Example Question #1 : Graphs

The short-run Phillips curve depicts which of the following relationships?

Possible Answers:

A tradeoff between employment and inflation

A direct and positive relationship between employment and the real interest rate

A direct and positive relationship between unemployment and inflation

A tradeoff between unemployment and inflation

Correct answer:

A tradeoff between unemployment and inflation

Explanation:

The short-run Phillips curve indicates an inverse relationship between inflation and unemployment. According to the short-run Phillips curve, as unemployment goes up, inflation goes down, and as inflation goes up, unemployment goes down.

The correct answer is therefore "A tradeoff between unemployment and inflation." Recall that a tradeoff refers to an inverse relationship.

The other answer choices are all distortions of the predictions of the short-run Phillips curve. 

 

 

Example Question #2 : Graphs

Which of the following is the best definition of the concept behind the Phillips Curve?

Possible Answers:

The relationship between unemployment and inflation

The relationship between worker pay and productivity.

The relationship between net exports and GDP

The relationship between government spending and the multiplier effect

Correct answer:

The relationship between unemployment and inflation

Explanation:

The Phillips Curve is meant to express the short-run tradeoff between inflation and unemployment.

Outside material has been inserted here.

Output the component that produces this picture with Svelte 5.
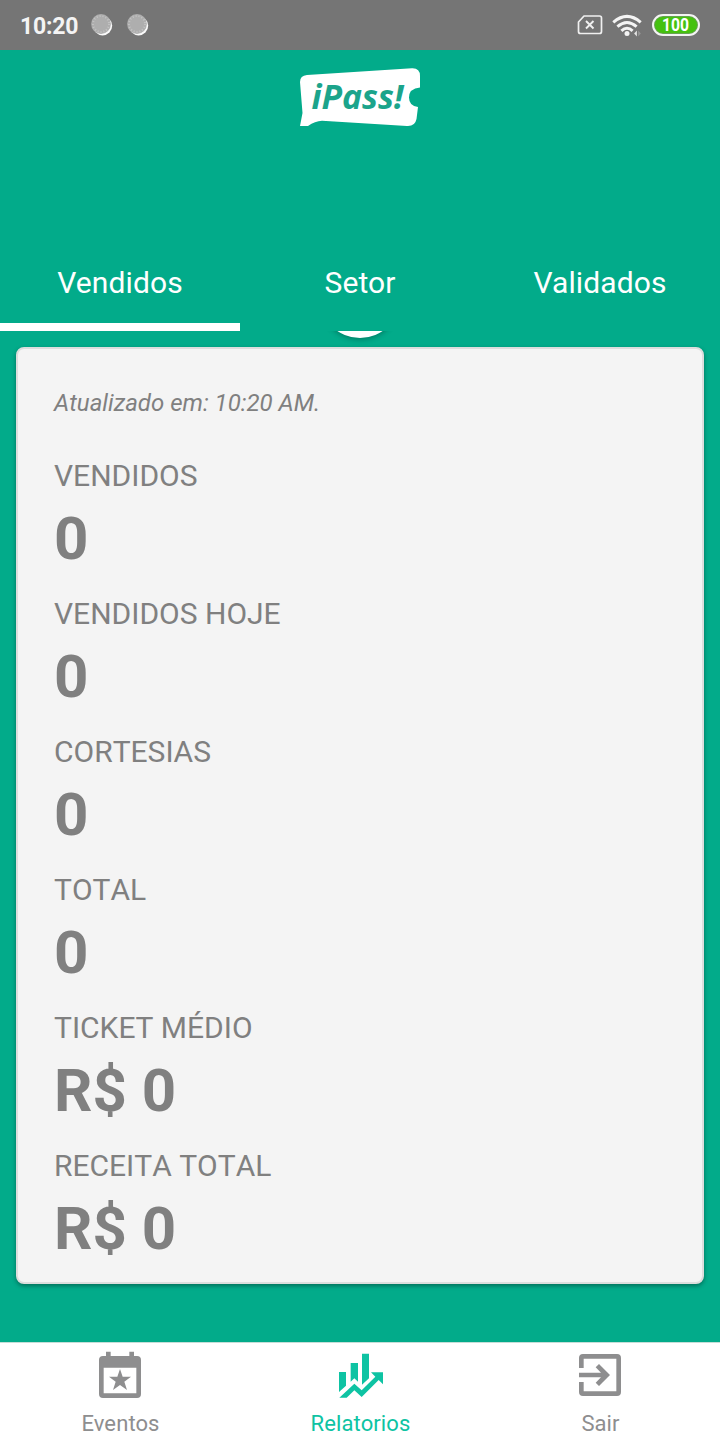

Example Question #3 : Graphs

The long-run aggregate supply curve is likely to shift to the right when which of the following occurs?

Possible Answers:

An increase in government spending due to government stimulus

An increase in worker productivity due to technological innovation

A higher than estimated multipler effect

A decrease in interest rates due to action by the Federal Reserve

Correct answer:

An increase in worker productivity due to technological innovation

Explanation:

An increase in worker productivity will result in the supply curve shifting, because it results in the economy having more potential output.

Example Question #1 : Long Run Aggregate Demand Curve

A rightward shift of the aggregate demand curve will necessarily result in which of the following?

Possible Answers:

An increase in output and an increase in the price level

A decrease in output and an increase in price level

A decrease in output and a decrease in the price level

An increase in output and a decrease in price level

Correct answer:

An increase in output and an increase in the price level

Explanation:

A rightward shift of the demand curve (i.e. an increase of the demand curve) causes price and quantity to increase.

Since the aggregate demand/aggregate supply (AD/AS) model represents price as price level and quantity as output, a rightward shift of the aggregate demand curve results in an increase in the price level and an increase in output.

If you selected "A decrease in output and a decrease in the price level" you may have found the effects after a leftward, rather than rightward, shift of the aggregate demand curve.

Answer choices "An increase in output and a decrease in price level" and "A decrease in output and an increase in price level" are incorrect because shifts in demand cause both price and output to rise simultaneously or fall simultaneously, but never cause price to rise and quantity to fall or price to fall and quantity to rise.